__PROBLEM TO SOLVE__:
What you return should match every record exactly, with the images removed.

****************

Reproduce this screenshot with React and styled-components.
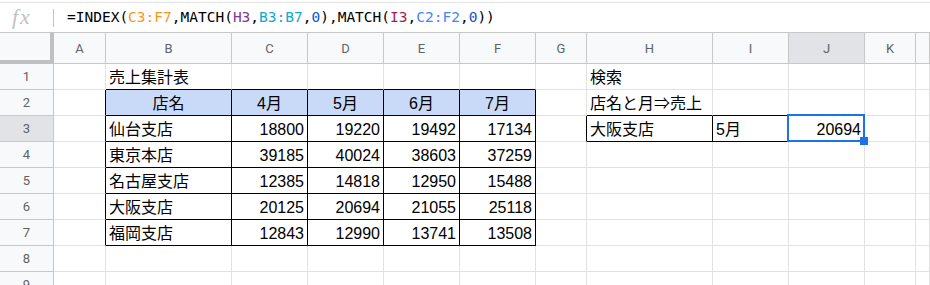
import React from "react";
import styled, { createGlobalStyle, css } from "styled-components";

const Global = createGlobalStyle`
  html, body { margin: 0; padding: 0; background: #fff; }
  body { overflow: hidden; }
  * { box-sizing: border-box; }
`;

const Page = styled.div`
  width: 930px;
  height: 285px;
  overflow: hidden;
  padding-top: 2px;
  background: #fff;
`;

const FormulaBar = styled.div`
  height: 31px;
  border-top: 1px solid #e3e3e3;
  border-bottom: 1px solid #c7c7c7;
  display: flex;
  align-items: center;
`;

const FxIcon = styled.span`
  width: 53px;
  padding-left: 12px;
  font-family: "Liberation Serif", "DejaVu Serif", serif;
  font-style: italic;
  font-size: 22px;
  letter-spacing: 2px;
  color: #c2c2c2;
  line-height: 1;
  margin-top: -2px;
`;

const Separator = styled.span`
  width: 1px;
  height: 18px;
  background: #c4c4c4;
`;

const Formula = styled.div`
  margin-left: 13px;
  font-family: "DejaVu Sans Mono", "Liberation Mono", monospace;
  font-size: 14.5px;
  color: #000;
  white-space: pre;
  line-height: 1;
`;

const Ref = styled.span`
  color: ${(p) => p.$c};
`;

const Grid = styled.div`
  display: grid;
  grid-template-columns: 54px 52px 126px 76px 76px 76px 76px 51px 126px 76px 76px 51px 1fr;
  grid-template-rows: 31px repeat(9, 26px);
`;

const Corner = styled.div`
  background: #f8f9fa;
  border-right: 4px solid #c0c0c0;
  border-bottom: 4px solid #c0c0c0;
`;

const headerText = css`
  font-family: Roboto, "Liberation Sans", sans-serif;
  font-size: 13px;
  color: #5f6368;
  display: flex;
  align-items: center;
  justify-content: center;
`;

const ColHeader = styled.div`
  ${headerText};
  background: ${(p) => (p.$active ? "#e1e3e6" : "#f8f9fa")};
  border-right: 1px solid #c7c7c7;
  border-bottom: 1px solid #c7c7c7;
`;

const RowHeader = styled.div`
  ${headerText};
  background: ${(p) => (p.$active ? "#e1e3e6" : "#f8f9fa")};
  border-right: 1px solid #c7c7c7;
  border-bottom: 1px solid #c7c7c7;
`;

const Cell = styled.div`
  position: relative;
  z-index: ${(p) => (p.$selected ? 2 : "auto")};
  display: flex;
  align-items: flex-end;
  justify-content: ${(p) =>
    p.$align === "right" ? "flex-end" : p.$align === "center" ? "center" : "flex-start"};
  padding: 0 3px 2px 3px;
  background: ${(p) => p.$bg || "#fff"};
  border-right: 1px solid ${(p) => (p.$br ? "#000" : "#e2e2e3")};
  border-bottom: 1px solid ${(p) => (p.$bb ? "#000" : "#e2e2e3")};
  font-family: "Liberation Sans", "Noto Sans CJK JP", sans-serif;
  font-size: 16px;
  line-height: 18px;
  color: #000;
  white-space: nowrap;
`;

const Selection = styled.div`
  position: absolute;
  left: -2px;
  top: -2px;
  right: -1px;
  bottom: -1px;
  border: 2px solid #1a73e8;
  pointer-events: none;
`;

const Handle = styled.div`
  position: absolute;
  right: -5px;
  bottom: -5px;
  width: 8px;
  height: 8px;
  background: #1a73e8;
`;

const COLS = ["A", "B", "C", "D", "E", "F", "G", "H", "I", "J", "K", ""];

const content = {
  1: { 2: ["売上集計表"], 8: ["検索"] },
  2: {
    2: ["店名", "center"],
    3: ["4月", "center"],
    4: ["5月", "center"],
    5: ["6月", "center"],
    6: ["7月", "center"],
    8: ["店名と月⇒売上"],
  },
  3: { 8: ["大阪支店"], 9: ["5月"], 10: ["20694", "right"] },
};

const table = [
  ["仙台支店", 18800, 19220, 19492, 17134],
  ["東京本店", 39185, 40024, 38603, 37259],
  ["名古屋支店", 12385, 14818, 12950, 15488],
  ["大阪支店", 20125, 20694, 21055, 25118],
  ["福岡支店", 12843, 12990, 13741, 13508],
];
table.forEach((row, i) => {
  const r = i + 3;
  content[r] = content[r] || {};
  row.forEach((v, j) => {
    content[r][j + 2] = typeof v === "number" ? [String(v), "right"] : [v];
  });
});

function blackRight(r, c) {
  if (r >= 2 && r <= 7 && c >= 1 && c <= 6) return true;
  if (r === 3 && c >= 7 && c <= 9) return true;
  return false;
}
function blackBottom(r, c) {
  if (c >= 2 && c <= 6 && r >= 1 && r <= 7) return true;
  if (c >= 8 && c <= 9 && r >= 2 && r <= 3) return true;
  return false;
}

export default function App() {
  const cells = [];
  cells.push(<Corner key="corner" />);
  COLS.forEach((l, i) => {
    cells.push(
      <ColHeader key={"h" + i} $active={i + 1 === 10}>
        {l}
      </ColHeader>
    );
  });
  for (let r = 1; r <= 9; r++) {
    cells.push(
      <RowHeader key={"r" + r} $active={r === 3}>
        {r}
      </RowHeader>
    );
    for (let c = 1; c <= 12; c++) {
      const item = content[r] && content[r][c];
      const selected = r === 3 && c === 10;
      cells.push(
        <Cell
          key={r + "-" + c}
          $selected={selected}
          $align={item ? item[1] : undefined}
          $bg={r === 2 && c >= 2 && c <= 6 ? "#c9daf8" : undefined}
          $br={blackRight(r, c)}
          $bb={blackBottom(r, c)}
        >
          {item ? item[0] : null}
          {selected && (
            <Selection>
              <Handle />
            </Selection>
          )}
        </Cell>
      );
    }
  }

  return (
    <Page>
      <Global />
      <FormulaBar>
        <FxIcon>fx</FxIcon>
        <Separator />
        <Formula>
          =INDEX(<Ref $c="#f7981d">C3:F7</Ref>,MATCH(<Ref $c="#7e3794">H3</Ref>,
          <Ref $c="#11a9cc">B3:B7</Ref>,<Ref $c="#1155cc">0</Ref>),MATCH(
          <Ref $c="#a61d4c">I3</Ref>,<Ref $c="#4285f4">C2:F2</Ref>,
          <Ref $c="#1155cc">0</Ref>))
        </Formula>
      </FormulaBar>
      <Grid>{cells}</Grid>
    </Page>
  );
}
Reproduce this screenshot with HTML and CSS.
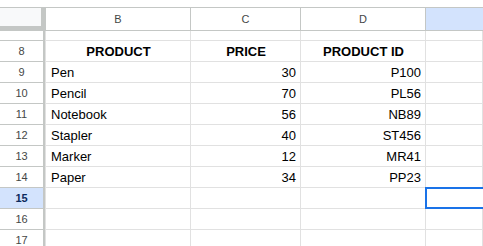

****************

__TASK RESPONSE__:
Reproduce this screenshot with React and styled-components.
import React from "react";
import styled, { createGlobalStyle, css } from "styled-components";

const Global = createGlobalStyle`
  html, body { margin: 0; padding: 0; background: #fff; }
  body { overflow: hidden; }
  * { box-sizing: border-box; }
`;

const Page = styled.div`
  width: 930px;
  height: 285px;
  overflow: hidden;
  padding-top: 2px;
  background: #fff;
`;

const FormulaBar = styled.div`
  height: 31px;
  border-top: 1px solid #e3e3e3;
  border-bottom: 1px solid #c7c7c7;
  display: flex;
  align-items: center;
`;

const FxIcon = styled.span`
  width: 53px;
  padding-left: 12px;
  font-family: "Liberation Serif", "DejaVu Serif", serif;
  font-style: italic;
  font-size: 22px;
  letter-spacing: 2px;
  color: #c2c2c2;
  line-height: 1;
  margin-top: -2px;
`;

const Separator = styled.span`
  width: 1px;
  height: 18px;
  background: #c4c4c4;
`;

const Formula = styled.div`
  margin-left: 13px;
  font-family: "DejaVu Sans Mono", "Liberation Mono", monospace;
  font-size: 14.5px;
  color: #000;
  white-space: pre;
  line-height: 1;
`;

const Ref = styled.span`
  color: ${(p) => p.$c};
`;

const Grid = styled.div`
  display: grid;
  grid-template-columns: 54px 52px 126px 76px 76px 76px 76px 51px 126px 76px 76px 51px 1fr;
  grid-template-rows: 31px repeat(9, 26px);
`;

const Corner = styled.div`
  background: #f8f9fa;
  border-right: 4px solid #c0c0c0;
  border-bottom: 4px solid #c0c0c0;
`;

const headerText = css`
  font-family: Roboto, "Liberation Sans", sans-serif;
  font-size: 13px;
  color: #5f6368;
  display: flex;
  align-items: center;
  justify-content: center;
`;

const ColHeader = styled.div`
  ${headerText};
  background: ${(p) => (p.$active ? "#e1e3e6" : "#f8f9fa")};
  border-right: 1px solid #c7c7c7;
  border-bottom: 1px solid #c7c7c7;
`;

const RowHeader = styled.div`
  ${headerText};
  background: ${(p) => (p.$active ? "#e1e3e6" : "#f8f9fa")};
  border-right: 1px solid #c7c7c7;
  border-bottom: 1px solid #c7c7c7;
`;

const Cell = styled.div`
  position: relative;
  z-index: ${(p) => (p.$selected ? 2 : "auto")};
  display: flex;
  align-items: flex-end;
  justify-content: ${(p) =>
    p.$align === "right" ? "flex-end" : p.$align === "center" ? "center" : "flex-start"};
  padding: 0 3px 2px 3px;
  background: ${(p) => p.$bg || "#fff"};
  border-right: 1px solid ${(p) => (p.$br ? "#000" : "#e2e2e3")};
  border-bottom: 1px solid ${(p) => (p.$bb ? "#000" : "#e2e2e3")};
  font-family: "Liberation Sans", "Noto Sans CJK JP", sans-serif;
  font-size: 16px;
  line-height: 18px;
  color: #000;
  white-space: nowrap;
`;

const Selection = styled.div`
  position: absolute;
  left: -2px;
  top: -2px;
  right: -1px;
  bottom: -1px;
  border: 2px solid #1a73e8;
  pointer-events: none;
`;

const Handle = styled.div`
  position: absolute;
  right: -5px;
  bottom: -5px;
  width: 8px;
  height: 8px;
  background: #1a73e8;
`;

const COLS = ["A", "B", "C", "D", "E", "F", "G", "H", "I", "J", "K", ""];

const content = {
  1: { 2: ["売上集計表"], 8: ["検索"] },
  2: {
    2: ["店名", "center"],
    3: ["4月", "center"],
    4: ["5月", "center"],
    5: ["6月", "center"],
    6: ["7月", "center"],
    8: ["店名と月⇒売上"],
  },
  3: { 8: ["大阪支店"], 9: ["5月"], 10: ["20694", "right"] },
};

const table = [
  ["仙台支店", 18800, 19220, 19492, 17134],
  ["東京本店", 39185, 40024, 38603, 37259],
  ["名古屋支店", 12385, 14818, 12950, 15488],
  ["大阪支店", 20125, 20694, 21055, 25118],
  ["福岡支店", 12843, 12990, 13741, 13508],
];
table.forEach((row, i) => {
  const r = i + 3;
  content[r] = content[r] || {};
  row.forEach((v, j) => {
    content[r][j + 2] = typeof v === "number" ? [String(v), "right"] : [v];
  });
});

function blackRight(r, c) {
  if (r >= 2 && r <= 7 && c >= 1 && c <= 6) return true;
  if (r === 3 && c >= 7 && c <= 9) return true;
  return false;
}
function blackBottom(r, c) {
  if (c >= 2 && c <= 6 && r >= 1 && r <= 7) return true;
  if (c >= 8 && c <= 9 && r >= 2 && r <= 3) return true;
  return false;
}

export default function App() {
  const cells = [];
  cells.push(<Corner key="corner" />);
  COLS.forEach((l, i) => {
    cells.push(
      <ColHeader key={"h" + i} $active={i + 1 === 10}>
        {l}
      </ColHeader>
    );
  });
  for (let r = 1; r <= 9; r++) {
    cells.push(
      <RowHeader key={"r" + r} $active={r === 3}>
        {r}
      </RowHeader>
    );
    for (let c = 1; c <= 12; c++) {
      const item = content[r] && content[r][c];
      const selected = r === 3 && c === 10;
      cells.push(
        <Cell
          key={r + "-" + c}
          $selected={selected}
          $align={item ? item[1] : undefined}
          $bg={r === 2 && c >= 2 && c <= 6 ? "#c9daf8" : undefined}
          $br={blackRight(r, c)}
          $bb={blackBottom(r, c)}
        >
          {item ? item[0] : null}
          {selected && (
            <Selection>
              <Handle />
            </Selection>
          )}
        </Cell>
      );
    }
  }

  return (
    <Page>
      <Global />
      <FormulaBar>
        <FxIcon>fx</FxIcon>
        <Separator />
        <Formula>
          =INDEX(<Ref $c="#f7981d">C3:F7</Ref>,MATCH(<Ref $c="#7e3794">H3</Ref>,
          <Ref $c="#11a9cc">B3:B7</Ref>,<Ref $c="#1155cc">0</Ref>),MATCH(
          <Ref $c="#a61d4c">I3</Ref>,<Ref $c="#4285f4">C2:F2</Ref>,
          <Ref $c="#1155cc">0</Ref>))
        </Formula>
      </FormulaBar>
      <Grid>{cells}</Grid>
    </Page>
  );
}
Reproduce this screenshot with HTML and CSS.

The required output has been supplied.